Brent crude futures jumped $1.80, or 2.29%, to $80.43 a barrel ahead of expiry on Wednesday, while the more active October contract was $1.85 higher at $79.92
Oil prices jumped on Wednesday, rebounding from 7-week lows as tensions escalated in the Middle East and overshadowed concerns about weak China demand.
Brent crude futures jumped $1.80, or 2.29%, to $80.43 a barrel by 1038 GMT ahead of expiry on Wednesday, while the more active October contract was $1.85 higher at $79.92.
U.S. WTI crude futures were up $2, or 2.68%, to $76.73 a barrel.
A 0.4% decline in the U.S. dollar index also lent support to prices.
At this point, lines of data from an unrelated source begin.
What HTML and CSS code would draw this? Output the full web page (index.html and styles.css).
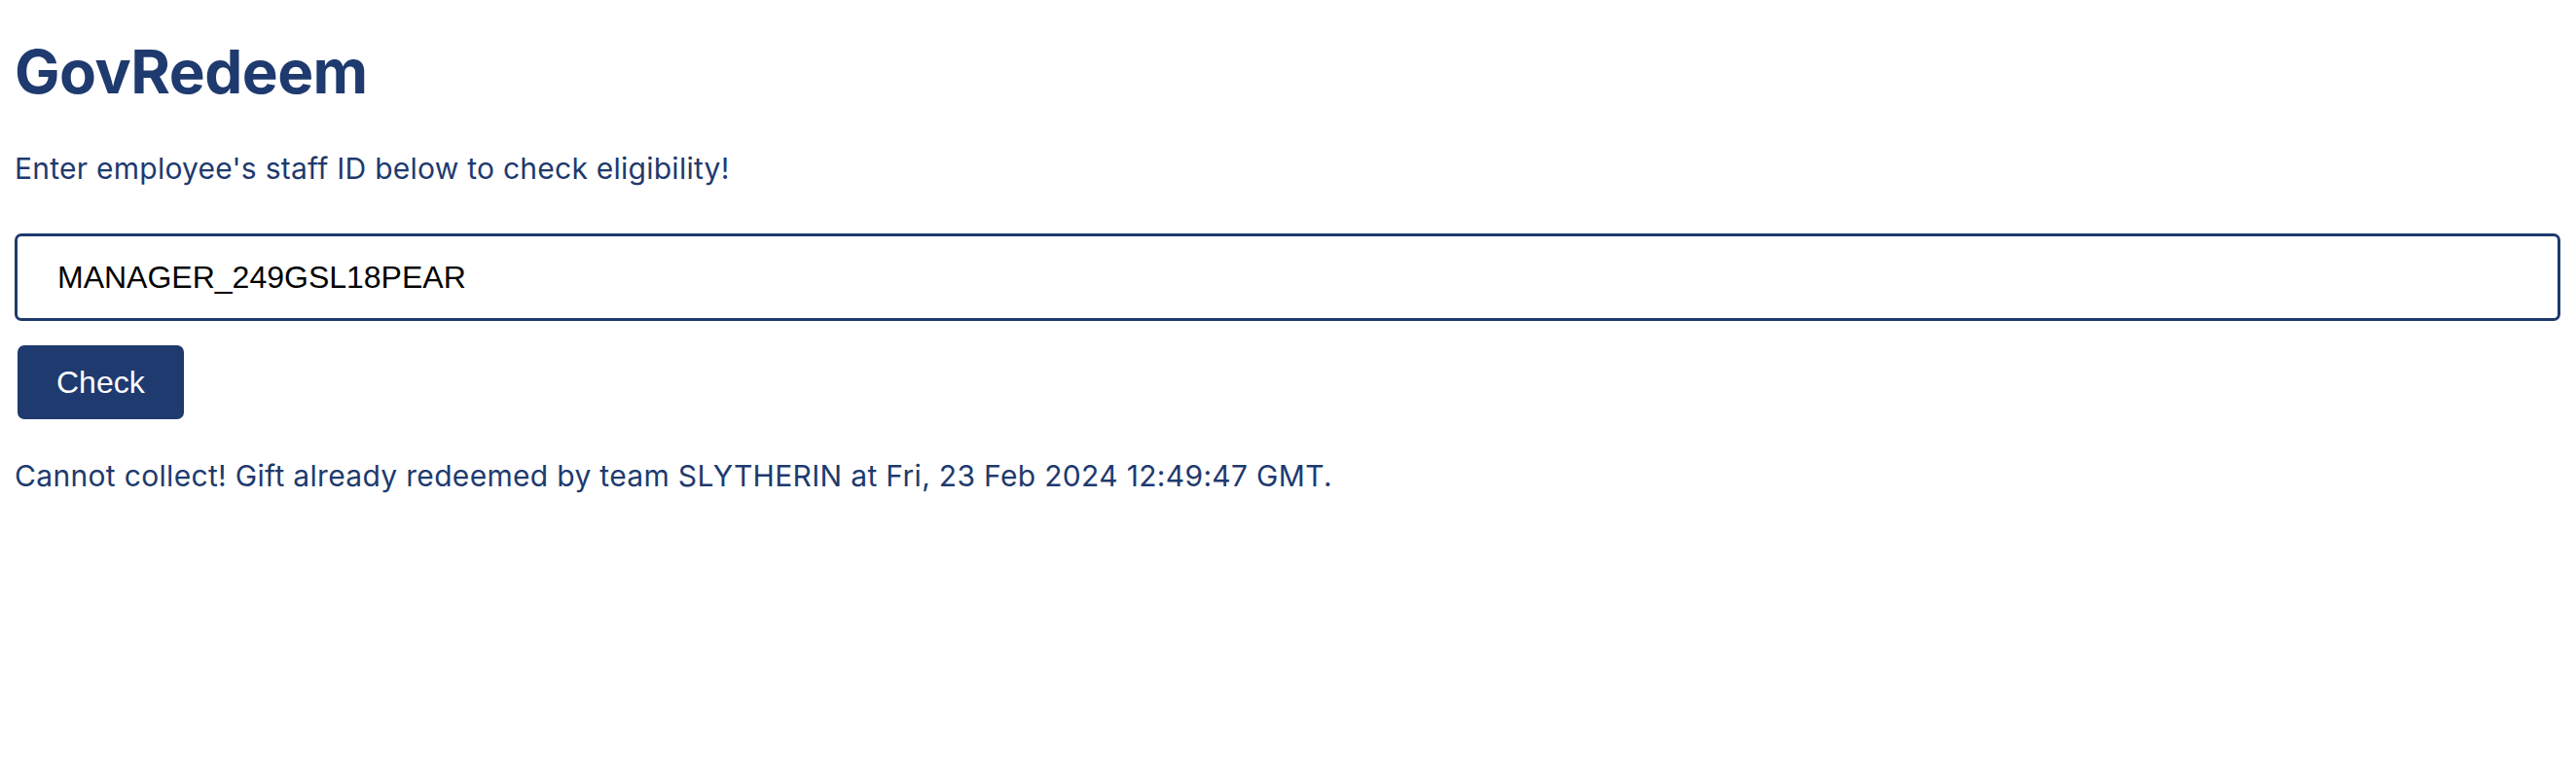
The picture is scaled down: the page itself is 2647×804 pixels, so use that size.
FILE: index.html
```html
<!DOCTYPE html>
<html lang="en">
<head>
<meta charset="utf-8">
<title>GovRedeem</title>
<link rel="stylesheet" href="styles.css">
</head>
<body>
<main class="page">
  <h1 class="title">GovRedeem</h1>
  <p class="subtitle">Enter employee's staff ID below to check eligibility!</p>
  <input class="staff-input" type="text" value="MANAGER_249GSL18PEAR">
  <button class="check-btn" type="button">Check</button>
  <p class="result">Cannot collect! Gift already redeemed by team SLYTHERIN at Fri, 23 Feb 2024 12:49:47 GMT.</p>
</main>
</body>
</html>
```

FILE: styles.css
```css
* { box-sizing: border-box; }

html, body {
  margin: 0;
  padding: 0;
  background: #ffffff;
}

.page {
  display: flex;
  flex-direction: column;
  align-items: flex-start;
  padding: 37px 16px 0 15px;
  font-family: Inter, "Liberation Sans", sans-serif;
  color: #1e3a6e;
}

.title {
  margin: 0;
  font-size: 62px;
  line-height: 74px;
  font-weight: 700;
  letter-spacing: -0.5px;
}

.subtitle {
  margin: 44px 0 0 0;
  font-size: 30px;
  line-height: 36px;
  letter-spacing: 0.25px;
}

.staff-input {
  margin: 49px 0 0 0;
  width: 100%;
  height: 90px;
  padding: 0 41px;
  border: 3px solid #1e3a6e;
  border-radius: 7px;
  font-family: "Liberation Sans", Arial, sans-serif;
  font-size: 32px;
  color: #000000;
  background: #ffffff;
  outline: none;
}

.check-btn {
  margin: 25px 0 0 3px;
  height: 76px;
  padding: 0 40px;
  border: none;
  border-radius: 7px;
  background: #1e3a6e;
  color: #ffffff;
  font-family: "Liberation Sans", Arial, sans-serif;
  font-size: 32px;
}

.result {
  margin: 40px 0 0 0;
  font-size: 30px;
  line-height: 36px;
  letter-spacing: 0.32px;
}
```
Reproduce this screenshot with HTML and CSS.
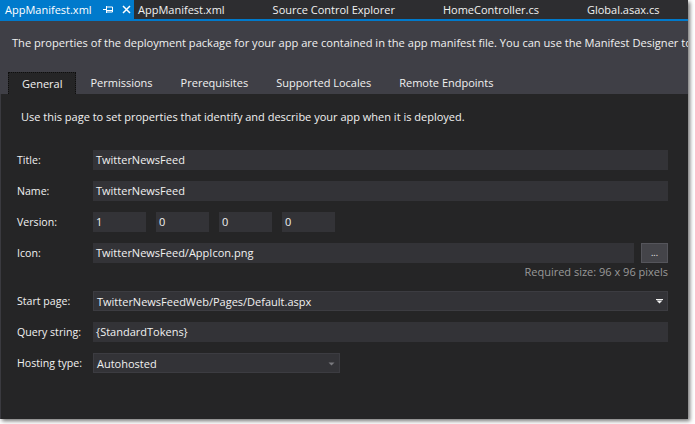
FILE: index.html
```html
<!DOCTYPE html>
<html>
<head>
<meta charset="utf-8">
<link rel="stylesheet" href="styles.css">
</head>
<body>
<div class="window">
  <div class="doc-tabs">
    <div class="doc-tab active">
      <span class="doc-title">AppManifest.xml</span>
      <svg class="pin" width="11" height="9" viewBox="0 0 11 9"><path d="M0 4.5h3.5M3.5 1v7M3.5 2h6v5h-6" fill="none" stroke="#fff" stroke-width="1"/><path d="M3.5 5.5h6" stroke="#fff" stroke-width="1"/></svg>
      <svg class="close" width="9" height="9" viewBox="0 0 9 9"><path d="M1 1l7 7M8 1l-7 7" stroke="#fff" stroke-width="1.5"/></svg>
    </div>
    <div class="doc-tab">AppManifest.xml</div>
    <div class="doc-tab">Source Control Explorer</div>
    <div class="doc-tab">HomeController.cs</div>
    <div class="doc-tab">Global.asax.cs</div>
  </div>
  <div class="header">
    <p class="desc">The properties of the deployment package for your app are contained in the app manifest file. You can use the Manifest Designer to set or modify one or more of the properties.</p>
    <div class="page-tabs">
      <div class="page-tab selected">General</div>
      <div class="page-tab">Permissions</div>
      <div class="page-tab">Prerequisites</div>
      <div class="page-tab">Supported Locales</div>
      <div class="page-tab">Remote Endpoints</div>
    </div>
  </div>
  <div class="content">
    <p class="intro">Use this page to set properties that identify and describe your app when it is deployed.</p>
    <div class="form">
      <div class="row">
        <span class="label">Title:</span>
        <div class="field">TwitterNewsFeed</div>
      </div>
      <div class="row">
        <span class="label">Name:</span>
        <div class="field">TwitterNewsFeed</div>
      </div>
      <div class="row">
        <span class="label">Version:</span>
        <div class="version">
          <div class="field small">1</div>
          <div class="field small">0</div>
          <div class="field small">0</div>
          <div class="field small">0</div>
        </div>
      </div>
      <div class="row">
        <span class="label">Icon:</span>
        <div class="field grow">TwitterNewsFeed/AppIcon.png</div>
        <div class="browse">...</div>
      </div>
      <div class="hint">Required size: 96 x 96 pixels</div>
      <div class="row">
        <span class="label">Start page:</span>
        <div class="field select">TwitterNewsFeedWeb/Pages/Default.aspx
          <svg class="arrow" width="7" height="5" viewBox="0 0 7 5"><path d="M0 0.5h7" stroke="#f1f1f1" stroke-width="1"/><path d="M0.5 1.5h6l-3 3z" fill="#f1f1f1"/></svg>
        </div>
      </div>
      <div class="row">
        <span class="label">Query string:</span>
        <div class="field">{StandardTokens}</div>
      </div>
      <div class="row">
        <span class="label">Hosting type:</span>
        <div class="field select short">Autohosted
          <svg class="arrow" width="7" height="5" viewBox="0 0 7 5"><path d="M0.5 1.5h6l-3 3z" fill="#7a7a7f"/></svg>
        </div>
      </div>
    </div>
  </div>
</div>
</body>
</html>
```

FILE: styles.css
```css
* { box-sizing: border-box; }
html, body { margin: 0; padding: 0; }
body {
  background: #ffffff;
  width: 695px;
  height: 424px;
  overflow: hidden;
  font-family: "Segoe UI", "Open Sans", sans-serif;
  font-size: 11px;
  color: #f1f1f1;
}
.window {
  width: 688px;
  height: 419px;
  background: #252526;
  box-shadow: 2px 2px 4px rgba(0,0,0,0.55);
  display: flex;
  flex-direction: column;
  overflow: hidden;
}
.doc-tabs {
  height: 21px;
  flex: none;
  background: #2d2d30;
  border-bottom: 2px solid #007acc;
  display: flex;
  align-items: stretch;
  white-space: nowrap;
}
.doc-tab {
  padding: 0 24px;
  line-height: 19px;
  font-size: 11px;
  color: #f1f1f1;
  flex: none;
}
.doc-tab.active {
  background: #007acc;
  color: #fff;
  width: 134px;
  padding: 0 0 0 5px;
  display: flex;
  align-items: center;
  margin-right: -20px;
}
.doc-title { flex: none; }
.pin { margin-left: 11px; flex: none; }
.close { margin-left: 8px; flex: none; }
.header {
  background: #3f3f46;
  flex: none;
  height: 73px;
  display: flex;
  flex-direction: column;
  padding-left: 8px;
}
.desc {
  margin: 13px 0 0 4px;
  line-height: 18px;
  white-space: nowrap;
  font-size: 11.1px;
  color: #f1f1f1;
}
.page-tabs {
  margin-top: auto;
  display: flex;
  height: 22px;
}
.page-tab {
  padding: 0 14px;
  line-height: 22px;
  font-size: 11px;
  color: #f1f1f1;
  white-space: nowrap;
}
.page-tab.selected {
  background: #252526;
  border: 1px dotted #0e0e0e;
  border-bottom: none;
  padding: 0 13px;
  line-height: 21px;
}
.content {
  flex: 1;
  border-left: 1px solid #3a3a3f;
  padding: 14px 20px 0 16px;
}
.intro {
  margin: 0 0 0 4px;
  line-height: 18px;
  font-size: 11px;
}
.form {
  margin-top: 24px;
  display: flex;
  flex-direction: column;
  gap: 11px;
}
.row {
  display: flex;
  align-items: center;
  height: 20px;
}
.label {
  width: 76px;
  flex: none;
  font-size: 10.6px;
  color: #f1f1f1;
}
.field {
  flex: 1;
  height: 20px;
  background: #333337;
  line-height: 19px;
  padding: 0 3px;
  font-size: 11px;
  color: #f1f1f1;
  white-space: nowrap;
}
.version {
  display: flex;
  gap: 10px;
}
.field.small {
  flex: none;
  width: 53px;
}
.field.grow { flex: 1; }
.browse {
  flex: none;
  width: 27px;
  height: 20px;
  margin-left: 7px;
  background: #444449;
  border: 1px solid #55555b;
  color: #f1f1f1;
  font-size: 9px;
  text-align: center;
  line-height: 17px;
}
.hint {
  margin-top: -9px;
  margin-bottom: 1px;
  text-align: right;
  color: #999999;
  font-size: 11px;
  line-height: 14px;
}
.field.select {
  display: flex;
  align-items: center;
  justify-content: space-between;
  border: 1px solid #3c3c41;
  padding: 0 4px 0 3px;
}
.field.short {
  flex: none;
  width: 247px;
}
.arrow { flex: none; }
```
A weaker dollar can boost demand for oil by making greenback-denominated commodities such as oil cheaper for holders of other currencies.
A day earlier Brent and WTI both declined nearly 1.4%, closing at their lowest levels in seven weeks.
Overnight developments and elevated geopolitical risk merely provide temporary reprieve for oil benchmarks. Unless oil and gas infrastructure is hit, the latest spike is unlikely to last, said Gaurav Sharma, an independent oil analyst in London.
Still, Brent and West Texas Intermediate are on track in July to post their biggest monthly loss since October 2023 on concerns about China’s demand outlook and expectations OPEC+ will stick to their current deal on production and start unwinding some output cuts from October.
Top ministers from OPEC+, will hold an online joint ministerial monitoring committee meeting (JMMC) on Thursday.
Slowing fuel demand in China, the world’s biggest crude oil importer, is also weighing on oil markets.
China’s manufacturing activity in July declined for a third month, an official factory survey showed on Wednesday.
Concerns about Chinese demand remain higher as today’s PMIs dropped, with the manufacturing sector further contracting. This indicates that any further gains due to intensifying tensions in the Middle East may remain limited and short lived, according to Charalampos Pissouros, senior investment analyst at brokerage XM.